Your Twitter 'influence ratio': is it just about your numbers?

*** The below post has been transferred without comments from another blog which was hosted on Ning. The post has been backdated to its original publishing date ***

I got a Tweet the other day and it was from someone I did not know in a field I was not interested in. The post said something to the affect of ‘I have followed you, now follow me and then unfollow in order to complete the opt-out process’. When I started my Twitter account, I went to some of the communication and PR twitter accounts that were of interest to me and then followed some of their followers. The thought was that since I was interested in PR, communications, etc, there would probably be some interesting posts from other people interested in the same topics that I am.
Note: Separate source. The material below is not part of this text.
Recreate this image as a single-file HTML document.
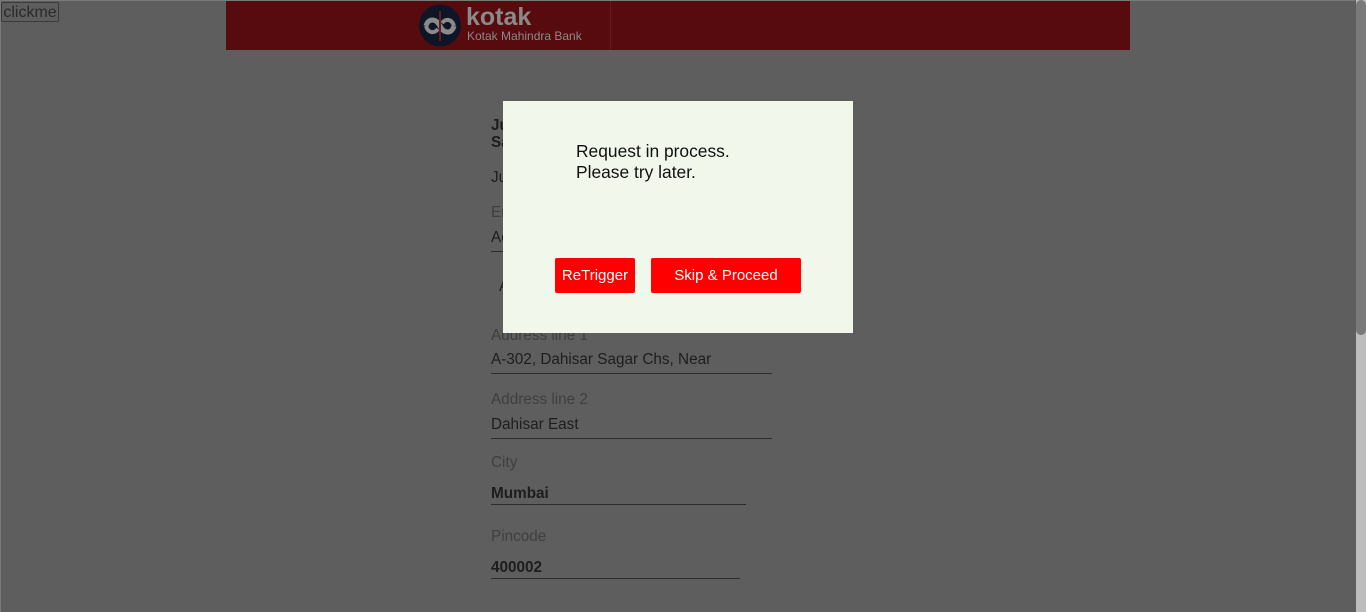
<!DOCTYPE html>
<html><head><style>
html,body{margin:0;padding:0;overflow:hidden;height:612px;}
body{width:1366px;height:612px;overflow:hidden;background:#5e5e5e;position:relative;font-family:"Liberation Sans",Arial,sans-serif;}
.border{position:absolute;left:0;top:0;width:1355px;height:612px;border-left:1px solid #7a7a7a;border-top:1px solid #7a7a7a;box-sizing:border-box;}
.btnc{position:absolute;left:1px;top:2px;width:58px;height:20px;border:1px solid #3a3a3a;border-radius:2px;background:#5e5e5e;color:#2a2a2a;font-size:16px;line-height:20px;text-align:center;box-sizing:border-box;}
.hdr{position:absolute;left:226px;top:1px;width:904px;height:49px;background:#570b0e;}
.hdr .sep{position:absolute;left:384px;top:0;width:1px;height:49px;background:#6a1a1c;}
.t{position:absolute;color:#1d1d1d;font-size:15.3px;}
.lbl{position:absolute;color:#3f3f3f;font-size:15.3px;}
.line{position:absolute;height:1px;background:#2b2b2b;}
.modal{position:absolute;left:503px;top:101px;width:350px;height:232px;background:#f1f7ea;}
.msg{position:absolute;left:73px;top:40px;font-size:17.4px;line-height:21px;color:#111;}
.b{position:absolute;top:157px;height:35px;background:#ff0000;color:#fff;font-size:15px;line-height:35px;text-align:center;border-radius:2px;}
.sb{position:absolute;left:1356px;top:0;width:10px;height:612px;background:#bdbdbd;}
.sb div{position:absolute;left:0;top:0;width:10px;height:335px;background:#7a7a7a;border-radius:5px;}
</style></head><body>
<div class="border"></div>
<div class="btnc">clickme</div>
<div class="hdr">
 <svg style="position:absolute;left:190px;top:3px" width="48" height="43" viewBox="0 0 48 43">
  <circle cx="24" cy="21.5" r="21" fill="#0d1526"/>
  <path d="M10 22c2-8 10-8 14 0s12 8 14 0" stroke="#8a8a8a" stroke-width="5" fill="none"/>
  <path d="M10 22c2 7 8 8 12 3M38 22c-2-7-8-8-12-3" stroke="#8a8a8a" stroke-width="4" fill="none"/>
  <rect x="23" y="7" width="2" height="30" fill="#6a1a1c"/>
 </svg>
 <div style="position:absolute;left:240px;top:3px;color:#8a8a8a;font-weight:bold;font-size:25px;line-height:26px;">kotak</div>
 <div style="position:absolute;left:241px;top:28px;color:#8a8a8a;font-size:12px;">Kotak Mahindra Bank</div>
 <div class="sep"></div>
</div>
<div class="t" style="left:491px;top:117px;font-weight:bold;line-height:17px;">Ju<br>Sa</div>
<div class="t" style="left:491px;top:169px;">Ju</div>
<div class="lbl" style="left:491px;top:204px;">En</div>
<div class="t" style="left:491px;top:229px;">Ac</div>
<div class="line" style="left:491px;top:251px;width:20px;"></div>
<div class="t" style="left:499px;top:278px;">A</div>
<div class="lbl" style="left:491px;top:327px;">Address line 1</div>
<div class="t" style="left:491px;top:351px;">A-302, Dahisar Sagar Chs, Near</div>
<div class="line" style="left:491px;top:373px;width:281px;"></div>
<div class="lbl" style="left:491px;top:391px;">Address line 2</div>
<div class="t" style="left:491px;top:416px;">Dahisar East</div>
<div class="line" style="left:491px;top:438px;width:281px;"></div>
<div class="lbl" style="left:491px;top:454px;">City</div>
<div class="t" style="left:491px;top:485px;font-weight:bold;">Mumbai</div>
<div class="line" style="left:491px;top:504px;width:255px;"></div>
<div class="lbl" style="left:491px;top:528px;">Pincode</div>
<div class="t" style="left:491px;top:559px;font-weight:bold;">400002</div>
<div class="line" style="left:491px;top:578px;width:249px;"></div>
<div class="modal">
 <div class="msg">Request in process.<br>Please try later.</div>
 <div class="b" style="left:52px;width:80px;">ReTrigger</div>
 <div class="b" style="left:148px;width:150px;">Skip &amp; Proceed</div>
</div>
<div class="sb"><div></div></div>
</body></html>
I had been thinking about Twitter accounts before I received this message, but after receiving it, it only reinforced my original thought – Twitter is just about getting the most number of followers, no matter how you do it. It seems like a competition, or a one-ups manship. If you have a lot of followers, you are seen as a person of ‘influence’ in your respective field. Since professionally I would say Twitter is used primarily by communication professionals either as themselves or as a member of an organizational team, it becomes a competition of who has the most amount of followers.

I followed about 800 initially and at the moment have about 400 followers, and there is no way I am able to keep up with all the traffic. Whenever I get onto Tweetdeck, it is just a matter of luck whether or not someone else is on at the same time and sends something I see of interest to me.

It is still fun. I like the direct messages with random people; a sort of brief meeting, or an exchange between people while passing in the online hallways of Twitter High School. Unless I want to create a new Twitter account and follow only those individuals that I have the time to scan through their tweets, I am stuck in the land of follower numbers. Looks like my current ‘influence’ ratio is 877/418 (following to followers), slightly under 50%. Am I concerned? No. Can I keep up with all the traffic as is? No.